▶ **STATED EXERCISE**:
Copy each line in which the string "screenshot" occurs.

..........

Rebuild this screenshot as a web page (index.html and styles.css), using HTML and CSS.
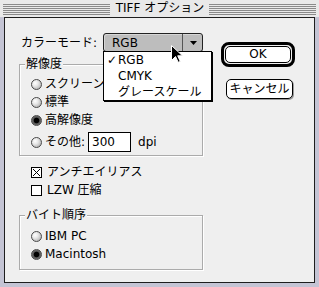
FILE: index.html
```html
<!DOCTYPE html>
<html lang="ja">
<head>
<meta charset="utf-8">
<title>TIFF オプション</title>
<link rel="stylesheet" href="styles.css">
</head>
<body>
<div class="window">
  <div class="titlebar">
    <div class="stripes"></div>
    <div class="title">TIFF オプション</div>
    <div class="stripes"></div>
  </div>
  <div class="content">
    <div class="left">
      <div class="mode-row">
        <span class="mode-label">カラーモード:</span>
        <div class="popup">
          <span class="popup-value">RGB</span>
          <span class="popup-arrow"><svg width="7" height="4" viewBox="0 0 7 4"><path d="M0 0H7L3.5 4Z" fill="#000"/></svg></span>
          <ul class="menu">
            <li><span class="check">✓</span>RGB</li>
            <li>CMYK</li>
            <li>グレースケール</li>
          </ul>
          <svg class="cursor" width="12" height="18" viewBox="0 0 12 18"><path d="M0.5 0.5V15.5L4.5 11.5L7.2 17.3L9.3 16.4L6.7 10.8H11.5Z" fill="#000" stroke="#fff" stroke-width="1"/></svg>
        </div>
      </div>

      <div class="group res">
        <div class="group-title">解像度</div>
        <div class="opt"><span class="radio"></span>スクリーン</div>
        <div class="opt"><span class="radio"></span>標準</div>
        <div class="opt"><span class="radio on"></span>高解像度</div>
        <div class="opt other"><span class="radio"></span>その他:<span class="field">300</span><span class="unit">dpi</span></div>
      </div>

      <div class="check-row first"><span class="box"><svg width="9" height="9" viewBox="0 0 9 9"><path d="M1 1L8 8M8 1L1 8" stroke="#000" stroke-width="1"/></svg></span>アンチエイリアス</div>
      <div class="check-row"><span class="box"></span>LZW 圧縮</div>

      <div class="group order">
        <div class="group-title">バイト順序</div>
        <div class="opt"><span class="radio"></span>IBM PC</div>
        <div class="opt"><span class="radio on"></span>Macintosh</div>
      </div>
    </div>

    <div class="right">
      <div class="default-ring"><button class="btn ok">OK</button></div>
      <button class="btn cancel">キャンセル</button>
    </div>
  </div>
</div>
</body>
</html>
```

FILE: styles.css
```css
* { box-sizing: border-box; }

body {
  margin: 0;
  background: #c4c4d4;
  font-family: "DejaVu Sans", "Noto Sans CJK JP", sans-serif;
  font-weight: 400;
  font-size: 12px;
  line-height: 14px;
  color: #000;
}

.window {
  width: 319px;
  height: 287px;
  display: flex;
  flex-direction: column;
  background: #c4c4d4;
}

.titlebar {
  height: 17px;
  flex: none;
  display: flex;
  padding: 0 3px;
  background: #e9e9e9;
}

.stripes {
  flex: 1;
  height: 11px;
  margin-top: 4px;
  background: repeating-linear-gradient(to bottom, #8a8a8a 0 1px, #e9e9e9 1px 2px);
}

.title {
  line-height: 17px;
  padding: 0 5px 0 6px;
  white-space: nowrap;
}

.content {
  flex: 1;
  margin: 0 4px 4px 4px;
  border: 1px solid #1e1e1e;
  background: #efefef;
  display: grid;
  grid-template-columns: 184px 74px;
  column-gap: 18px;
  align-items: start;
  padding: 15px 0 0 14px;
}

/* mode row */
.mode-row {
  display: flex;
  align-items: center;
  height: 19px;
}

.mode-label {
  width: 84px;
  padding-left: 2px;
  white-space: nowrap;
}

.popup {
  position: relative;
  width: 100px;
  height: 19px;
  border: 1px solid #222;
  border-radius: 3px;
  background: #bdbdbd;
  box-shadow: inset 1px 1px 0 #d6d6d6;
  display: flex;
  align-items: center;
  z-index: 2;
}

.popup-value {
  flex: 1;
  padding-left: 8px;
}

.popup-arrow {
  width: 20px;
  height: 17px;
  border-left: 1px solid #555;
  display: flex;
  align-items: center;
  justify-content: center;
}

.popup-arrow svg { display: block; margin-left: 1px; }

.menu {
  position: absolute;
  left: -1px;
  top: 17px;
  width: 109px;
  margin: 0;
  padding: 0;
  list-style: none;
  background: #fff;
  border: 1px solid #000;
  box-shadow: 1px 1px 0 #000;
}

.menu li {
  height: 16px;
  line-height: 16px;
  padding-left: 14px;
  position: relative;
  white-space: nowrap;
}

.check {
  position: absolute;
  left: 3px;
  top: 0;
}

.cursor {
  position: absolute;
  left: 67px;
  top: 11px;
}

/* group boxes */
.group {
  border: 1px solid #ababab;
  box-shadow: 1px 1px 0 #fff, inset 1px 1px 0 #fff;
  padding-left: 11px;
}

.group-title {
  width: fit-content;
  margin: -8px 0 0 -6px;
  padding: 0 1px;
  background: #efefef;
  line-height: 14px;
}

.res {
  margin-top: 12px;
  padding-bottom: 3px;
}

.res .group-title { margin-bottom: 4px; }

.order {
  margin-top: 16px;
  padding-bottom: 6px;
}

.order .group-title { margin-bottom: 5px; }

.opt {
  height: 18px;
  display: flex;
  align-items: center;
  white-space: nowrap;
}

.opt.other {
  height: 20px;
  margin-top: 3px;
}

.radio {
  width: 11px;
  height: 11px;
  flex: none;
  margin-right: 3px;
  border-radius: 50%;
  border: 1px solid #4a4a4a;
  background: radial-gradient(circle at 35% 35%, #ffffff 0, #e8e8e8 35%, #a0a0a0 100%);
}

.radio.on {
  background: radial-gradient(circle at 50% 50%, #000 0 2.4px, #555 3.2px, #8a8a8a 100%);
}

.field {
  width: 43px;
  height: 20px;
  margin-left: 3px;
  border: 1px solid #000;
  background: #fff;
  padding-left: 3px;
  line-height: 18px;
}

.unit { margin-left: 7px; }

.check-row {
  height: 18px;
  display: flex;
  align-items: center;
  padding-left: 12px;
  white-space: nowrap;
}

.check-row.first { margin-top: 7px; }

.box {
  width: 11px;
  height: 11px;
  flex: none;
  margin-right: 5px;
  border: 1px solid #000;
  background: #fff;
  display: flex;
  align-items: center;
  justify-content: center;
}

.box svg { display: block; }

/* buttons */
.right {
  display: flex;
  flex-direction: column;
  align-items: flex-start;
}

.default-ring {
  margin-top: 9px;
  width: 74px;
  height: 25px;
  border: 3px solid #000;
  border-radius: 8px;
  padding: 1px;
  background: #efefef;
}

.btn {
  font: inherit;
  color: #000;
  margin: 0;
  padding: 0;
  background: #fff;
  border: 1px solid #000;
  border-radius: 5px;
}

.ok {
  width: 100%;
  height: 100%;
  line-height: 15px;
}

.cancel {
  margin: 12px 0 0 5px;
  width: 67px;
  height: 20px;
  box-shadow: 1px 1px 0 #9a9a9a;
}
```
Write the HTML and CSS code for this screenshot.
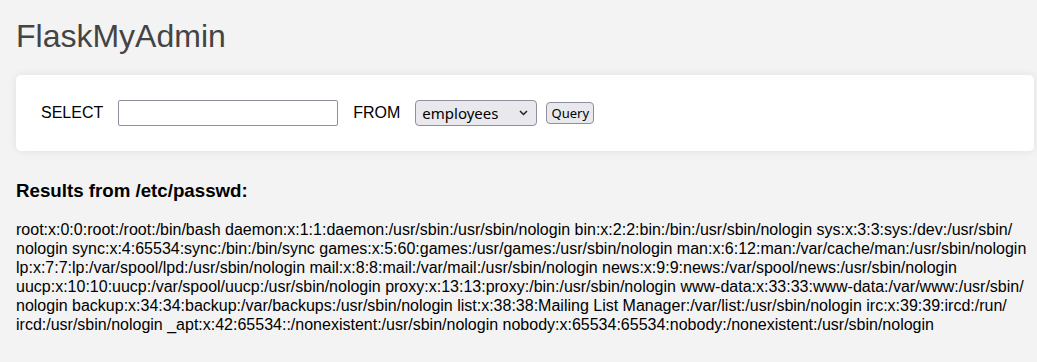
FILE: index.html
```html
<!DOCTYPE html>
<html lang="en">
<head>
    <meta charset="UTF-8">
    <meta name="viewport" content="width=device-width, initial-scale=1.0">
    <title>FlaskMyAdmin</title>
    <link rel="stylesheet" href="styles.css">
</head>
<body>
    <div class="container">
        <h1 class="title">FlaskMyAdmin</h1>
        <div class="query-box">
            <form class="query-form">
                <label for="columns">SELECT</label>
                <input type="text" id="columns" name="columns">
                <label for="table">FROM</label>
                <span class="select-wrap">
                    <select id="table" name="table">
                        <option>employees</option>
                    </select>
                    <svg class="chevron" width="9" height="6" viewBox="0 0 9 6"><path d="M1 1l3.5 3.5L8 1" fill="none" stroke="#222" stroke-width="1.5"/></svg>
                </span>
                <button type="submit" class="query-btn">Query</button>
            </form>
        </div>
        <h3 class="results-title">Results from /etc/passwd:</h3>
        <p class="results">root:x:0:0:root:/root:/bin/bash daemon:x:1:1:daemon:/usr/sbin:/usr/sbin/nologin bin:x:2:2:bin:/bin:/usr/sbin/nologin sys:x:3:3:sys:/dev:/usr/sbin/<wbr>nologin sync:x:4:65534:sync:/bin:/bin/sync games:x:5:60:games:/usr/games:/usr/sbin/nologin man:x:6:12:man:/var/cache/man:/usr/sbin/nologin lp:x:7:7:lp:/var/spool/lpd:/usr/sbin/nologin mail:x:8:8:mail:/var/mail:/usr/sbin/nologin news:x:9:9:news:/var/spool/news:/usr/sbin/nologin uucp:x:10:10:uucp:/var/spool/uucp:/usr/sbin/nologin proxy:x:13:13:proxy:/bin:/usr/sbin/nologin www-data:x:33:33:www-data:/var/www:/usr/sbin/<wbr>nologin backup:x:34:34:backup:/var/backups:/usr/sbin/nologin list:x:38:38:Mailing List Manager:/var/list:/usr/sbin/nologin irc:x:39:39:ircd:/run/<wbr>ircd:/usr/sbin/nologin _apt:x:42:65534::/nonexistent:/usr/sbin/nologin nobody:x:65534:65534:nobody:/nonexistent:/usr/sbin/nologin</p>
    </div>
</body>
</html>
```

FILE: styles.css
```css
body {
    font-family: "Liberation Sans", Arial, sans-serif;
    background-color: #f3f3f3;
    color: #000;
    margin: 0;
}

.container {
    width: 1018px;
    margin-left: 16px;
}

.title {
    font-size: 32px;
    font-weight: normal;
    color: #444;
    margin: 18px 0 20px;
}

.query-box {
    background: #fff;
    padding: 25px;
    border-radius: 5px;
    box-shadow: 0 0 8px rgba(0,0,0,0.08);
}

.query-form {
    display: flex;
    align-items: center;
    font-size: 16px;
}

.query-form label {
    margin-right: 15px;
}

.query-form input {
    width: 220px;
    height: 26px;
    box-sizing: border-box;
    border: 1px solid #8f8f9d;
    border-radius: 2px;
    margin: 0 15px 0 0;
    padding: 2px 4px;
}

.select-wrap {
    position: relative;
    display: flex;
    margin-right: 9px;
}

.select-wrap select {
    appearance: none;
    width: 122px;
    height: 26px;
    box-sizing: border-box;
    font-family: "Noto Sans", sans-serif;
    font-size: 15px;
    color: #000;
    background-color: #e9e9ed;
    border: 1px solid #8f8f9d;
    border-radius: 4px;
    padding: 0 6px;
}

.chevron {
    position: absolute;
    right: 9px;
    top: 10px;
    pointer-events: none;
}

.query-btn {
    width: 48px;
    height: 22px;
    font-family: "Noto Sans", sans-serif;
    font-size: 13px;
    color: #000;
    background-color: #e9e9ed;
    border: 1px solid #8f8f9d;
    border-radius: 4px;
    padding: 0;
    cursor: pointer;
}

.query-btn:hover {
    background-color: #d0d0d7;
}

.results-title {
    font-size: 18.72px;
    margin: 29px 0 18px;
}

.results {
    font-size: 16px;
    line-height: 19px;
    margin: 0;
}
```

..........

▶ **RESULT OF THIS TASK**:
Rebuild this screenshot as a web page (index.html and styles.css), using HTML and CSS.
Write the HTML and CSS code for this screenshot.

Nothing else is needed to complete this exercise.